City council should be getting very close to having made a decision on who they want as a city manager. The original intention was to have someone in place in July – that might slide a bit.

Filling that critical job is one of the more than a handful of tasks this council has to face. Hiring at the city manager level is something few if any of the current council members are qualified to do. They are going to have to use whatever wisdom they have and hopefully not base their decision on an “I like the guy”.

There are only so many qualified people in the province that can serve as city manager. The choice is of course not limited to Ontario – but with the close to chaos that is coming out of Queen’s Park having someone who has contacts and connections in the province would be useful to say the least.

There are 28 large urban municipalities in Ontario. They are:
Ajax, Barrie, Brampton, Brantford, Cambridge, Chatham-Kent, Greater Sudbury, Guelph, Hamilton, Kingston, Kitchener, London, Markham, Milton, Mississauga, Oakville, Oshawa, Ottawa, Pickering, Richmond Hill, St. Catharines, Thunder Bay, Toronto, Vaughan, Waterloo, Whitby and Windsor.

We can take Hamilton, Guelph, London, Toronto and Milton off the list; they have either just hired new city managers or we have done business with them in the past and it didn’t go all that well.

The choice could well come from what is left.

Burlington wants either an experienced, proven administrator who is ready for a change and is up to the challenge of growing a new, young city council with a feisty Mayor – and prepared to put in the eight to ten years needed to create a truly creative team.

Or, a younger deputy city manager who feels he (or she) is ready for a step up and can convince Burlington’s city council that they have the growth potential to lead them to a better place.

One of the metrics is to look at the quality of the civic administration the candidate comes from. I want to use two examples to make the point: Welland and Thunder Bay.

A full page article on Welland in a recent issue of the Globe and Mail is the kind of news a city would go to some length to get.

Tunnel

Vehicles go under the Welland while ships sail past. A significant engineering feat.

Part of the content reads: “A unique convergence presents itself to truckers, engineers and helmsmen approaching the Townline Tunnel from the north, south, east or west of Welland Ontario.

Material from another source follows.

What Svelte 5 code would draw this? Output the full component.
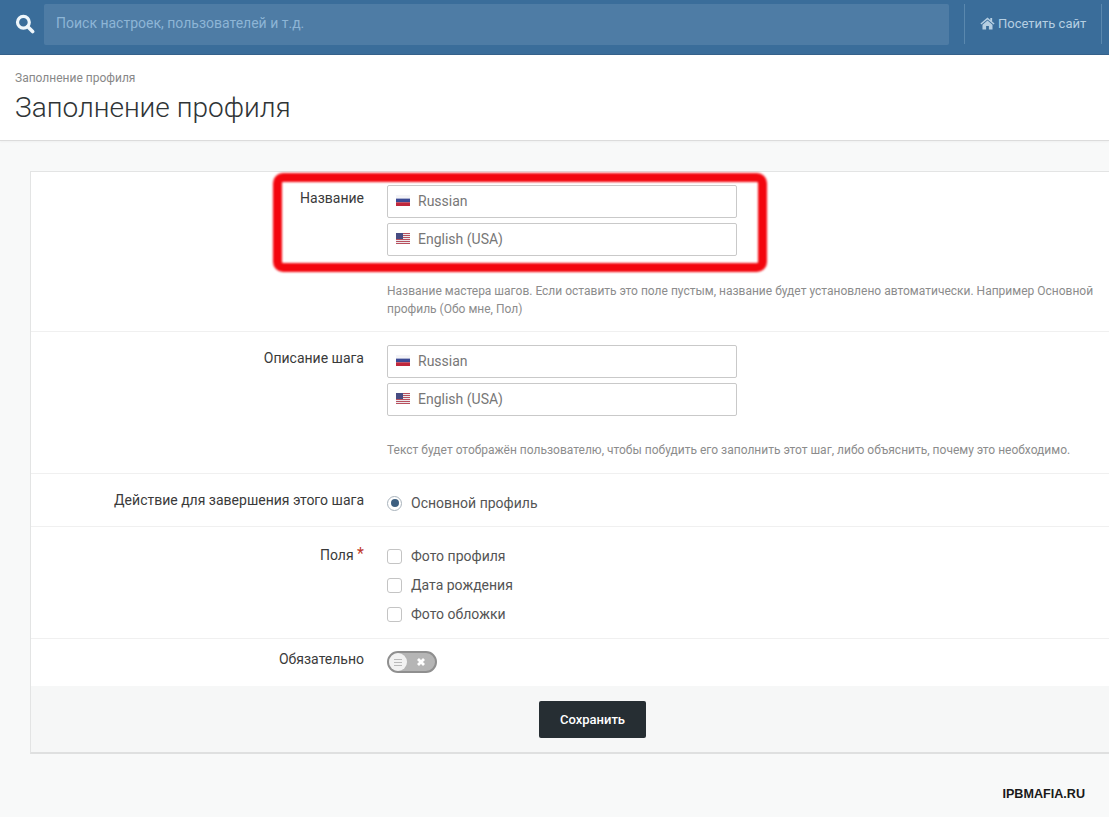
<script>
    const langs = [
        { name: 'Russian', flag: 'ru' },
        { name: 'English (USA)', flag: 'us' }
    ];
    const fields = ['Фото профиля', 'Дата рождения', 'Фото обложки'];
    const stripes = [0, 1, 2, 3, 4, 5];
</script>

{#snippet flag(kind)}
    {#if kind === 'ru'}
        <svg class="flag" viewBox="0 0 14 11" width="14" height="11">
            <rect width="14" height="3.6" fill="#f3f3f7" />
            <rect y="3.6" width="14" height="3.7" fill="#3b4a94" />
            <rect y="7.3" width="14" height="3.7" fill="#c0283c" />
        </svg>
    {:else}
        <svg class="flag" viewBox="0 0 14 11" width="14" height="11">
            <rect width="14" height="11" fill="#ece8ec" />
            {#each stripes as s}
                <rect y={s * 2} width="14" height="1" fill="#b8505e" />
            {/each}
            <rect width="7" height="6" fill="#474c82" />
        </svg>
    {/if}
{/snippet}

{#snippet langInputs()}
    <div class="langs">
        {#each langs as lang}
            <div class="lang-input">
                {@render flag(lang.flag)}
                <span>{lang.name}</span>
            </div>
        {/each}
    </div>
{/snippet}

<header class="topbar">
    <svg class="search-icon" viewBox="0 0 20 20" width="20" height="20">
        <circle cx="8.4" cy="8.2" r="5.9" fill="none" stroke="#eef6fb" stroke-width="3.2" />
        <path d="M12.8 12.8 L17.6 17.6" stroke="#eef6fb" stroke-width="3.6" stroke-linecap="round" />
    </svg>
    <div class="search">Поиск настроек, пользователей и т.д.</div>
    <div class="visit">
        <svg viewBox="0 0 16 14" width="15" height="13">
            <path d="M8 0.6 L0.4 7 L1.4 8.1 L8 2.6 L14.6 8.1 L15.6 7 L13 4.8 V1.2 H11 V3.1 Z M8 3.8 L2.6 8.3 V13.4 H6.5 V9.6 H9.5 V13.4 H13.4 V8.3 Z" fill="#b6cfe2" />
        </svg>
        <span>Посетить сайт</span>
    </div>
</header>

<section class="page-head">
    <div class="crumb">Заполнение профиля</div>
    <h1>Заполнение профиля</h1>
</section>

<main class="card">
    <div class="row row-name">
        <div class="label">Название</div>
        <div class="control">
            {@render langInputs()}
            <p class="hint">Название мастера шагов. Если оставить это поле пустым, название будет установлено автоматически. Например Основной профиль (Обо мне, Пол)</p>
        </div>
    </div>
    <div class="row row-desc">
        <div class="label">Описание шага</div>
        <div class="control">
            {@render langInputs()}
            <p class="hint">Текст будет отображён пользователю, чтобы побудить его заполнить этот шаг, либо объяснить, почему это необходимо.</p>
        </div>
    </div>
    <div class="row row-action">
        <div class="label">Действие для завершения этого шага</div>
        <div class="control">
            <div class="option"><span class="radio"></span>Основной профиль</div>
        </div>
    </div>
    <div class="row row-fields">
        <div class="label">Поля <span class="req">*</span></div>
        <div class="control checks">
            {#each fields as field}
                <div class="option"><span class="check"></span>{field}</div>
            {/each}
        </div>
    </div>
    <div class="row row-toggle">
        <div class="label">Обязательно</div>
        <div class="control">
            <div class="toggle">
                <span class="knob"><i></i><i></i><i></i></span>
                <svg viewBox="0 0 10 10" width="10" height="10">
                    <path d="M2 2 L8 8 M8 2 L2 8" stroke="#fff" stroke-width="2.8" />
                </svg>
            </div>
        </div>
    </div>
    <div class="actions">
        <button>Сохранить</button>
    </div>
</main>

<div class="watermark">IPBMAFIA.RU</div>

<div class="highlight"></div>

<style>
:global(body) {
    margin: 0;
    background: #f8f9f9;
    font-family: Roboto, "Liberation Sans", sans-serif;
    color: #333;
    overflow: hidden;
}
.topbar {
    height: 55px;
    box-sizing: border-box;
    background: #3a6d9a;
    border-bottom: 1px solid #35618a;
    display: flex;
    align-items: flex-start;
    position: relative;
}
.search-icon {
    margin: 14px 0 0 15px;
    flex: none;
}
.search {
    width: 905px;
    height: 41px;
    margin: 4px 0 0 9px;
    box-sizing: border-box;
    padding: 0 12px;
    background: #4e7ca5;
    color: #8db5d6;
    font-size: 14px;
    line-height: 38px;
    border-radius: 2px;
}
.visit {
    margin: 4px 0 0 15px;
    width: 138px;
    height: 40px;
    box-sizing: border-box;
    border-left: 1px solid #5a88ae;
    border-right: 1px solid #5a88ae;
    padding: 0 0 2px 15px;
    display: flex;
    align-items: center;
    gap: 3px;
    color: #b6cfe2;
    font-size: 13px;
}
.page-head {
    height: 86px;
    box-sizing: border-box;
    background: #fff;
    border-bottom: 1px solid #dcdcdc;
    box-shadow: 0 1px 2px rgba(0, 0, 0, 0.04);
    padding: 16px 15px 0;
}
.crumb {
    font-size: 12px;
    line-height: 14px;
    color: #888;
}
h1 {
    margin: 8px 0 0;
    font-size: 28px;
    line-height: 30px;
    font-weight: 300;
    color: #2f3436;
}
.card {
    margin: 30px 0 0 30px;
    width: 1124px;
    height: 583px;
    box-sizing: border-box;
    background: #fff;
    border: 1px solid #e3e4e4;
    border-right: 0;
    border-bottom: 2px solid #dfe0e0;
    display: flex;
    flex-direction: column;
}
.row {
    display: flex;
    box-sizing: border-box;
    border-bottom: 1px solid #f0f0f0;
}
.row-name { height: 160px; padding-top: 13px; }
.row-desc { height: 142px; padding-top: 13px; }
.row-action { height: 53px; padding-top: 19px; }
.row-fields { height: 112px; padding-top: 19px; }
.row-toggle { height: 47px; padding-top: 12px; border-bottom: 0; }
.label {
    width: 333px;
    flex: none;
    text-align: right;
    font-size: 14px;
    line-height: 20px;
    color: #3a3a3a;
    padding-top: 3px;
    box-sizing: border-box;
}
.row-action .label { margin-top: -3px; padding-top: 0; }
.row-fields .label { margin-top: -1px; padding-top: 0; }
.row-toggle .label { margin-top: -2px; padding-top: 0; }
.req {
    color: #c0392b;
    font-size: 16px;
    line-height: 14px;
    vertical-align: 1px;
}
.control {
    margin-left: 23px;
    flex: 1;
    min-width: 0;
}
.langs {
    display: flex;
    flex-direction: column;
    gap: 5px;
}
.lang-input {
    width: 350px;
    height: 33px;
    box-sizing: border-box;
    border: 1px solid #c9c9c9;
    border-radius: 2px;
    display: flex;
    align-items: center;
    padding: 0 0 2px 8px;
    gap: 8px;
    font-size: 14px;
    color: #777;
}
.flag { flex: none; }
.hint {
    margin: 0;
    max-width: 712px;
    font-size: 12px;
    line-height: 18px;
    color: #8c8c8c;
}
.row-name .hint { margin-top: 26px; }
.row-desc .hint { margin-top: 25px; }
.option {
    display: flex;
    align-items: center;
    font-size: 14px;
    height: 20px;
    color: #555;
}
.checks {
    display: flex;
    flex-direction: column;
    gap: 9px;
}
.radio {
    width: 15px;
    height: 15px;
    box-sizing: border-box;
    border: 1px solid #a9b3bc;
    border-radius: 50%;
    margin-right: 9px;
    display: flex;
    align-items: center;
    justify-content: center;
    flex: none;
}
.radio::after {
    content: "";
    width: 8px;
    height: 8px;
    border-radius: 50%;
    background: #3d5f80;
}
.check {
    width: 15px;
    height: 15px;
    box-sizing: border-box;
    border: 1px solid #c4c4c4;
    border-radius: 3px;
    margin-right: 9px;
    flex: none;
}
.toggle {
    width: 50px;
    height: 22px;
    box-sizing: border-box;
    border: 2px solid #8f8f8f;
    border-radius: 11px;
    background: #b5b5b5;
    display: flex;
    align-items: center;
    justify-content: space-between;
    padding-right: 9px;
}
.knob {
    width: 18px;
    height: 18px;
    border-radius: 50%;
    background: #f2f2f2;
    display: flex;
    flex-direction: column;
    align-items: center;
    justify-content: center;
    gap: 2px;
}
.knob i {
    width: 8px;
    height: 1px;
    background: #b9b9b9;
}
.actions {
    flex: 1;
    background: #f6f7f7;
    display: flex;
    justify-content: center;
    align-items: flex-start;
    padding-top: 15px;
}
button {
    width: 107px;
    height: 37px;
    border: 0;
    border-radius: 2px;
    background: #262e33;
    color: #fff;
    font-family: Roboto, "Liberation Sans", sans-serif;
    font-size: 13px;
    font-weight: 500;
}
.watermark {
    margin: 33px 24px 0 0;
    text-align: right;
    font-family: "Liberation Sans", sans-serif;
    font-size: 12.6px;
    font-weight: 700;
    line-height: 14px;
    color: #1a1a1a;
}
.highlight {
    position: absolute;
    left: 273px;
    top: 173px;
    width: 494px;
    height: 99px;
    box-sizing: border-box;
    border: 9px solid #f3060e;
    border-radius: 10px;
    filter: blur(1px);
}
</style>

While it’s not a regular occurrence, big rigs and Canadian Pacific Railway trains have been known to simultaneously pass under the Welland Canal in Ontario’s Niagara Region at exactly the same time as lake freighters ply the waters directly overhead.

“That intersection is priceless,” says Welland Mayor Frank Campion. “Our industrial amenities and transportation infrastructure are attracting industry and the jobs associated with it, and align perfectly with the federal government’s plans for transporting goods on an international scale.”

“Combine this with bountiful incentives and a wealth of newly zoned land, and it’s no wonder commercial and industrial real estate development is growing at an unprecedented rate in the Rose City.

Welland’s building boom, which started about two years ago, owes much to the continuing divestment of some 1,600 hectares of federally-owned land along the working canal. “There are several plots we will be interested in purchasing as soon as they come up for sale,” Mr. Campion says. “Given our current levels of residential and industrial growth, we need to have enough land inventory for the future.”

welland-canal

The Welland canal is a huge plus for the city – and they have made the best of it. But the ships that float through the canal don’t put all that much money into the local economy.

A recent federal transport and infrastructure committee recommendation to use canal corridor lands to boost Niagara’s economy has only strengthened the city’s bid to build a dock and loading area on the working canal with financial support from Ottawa’s $2-billion National Trade Corridors Fund, which began a call for proposals in January.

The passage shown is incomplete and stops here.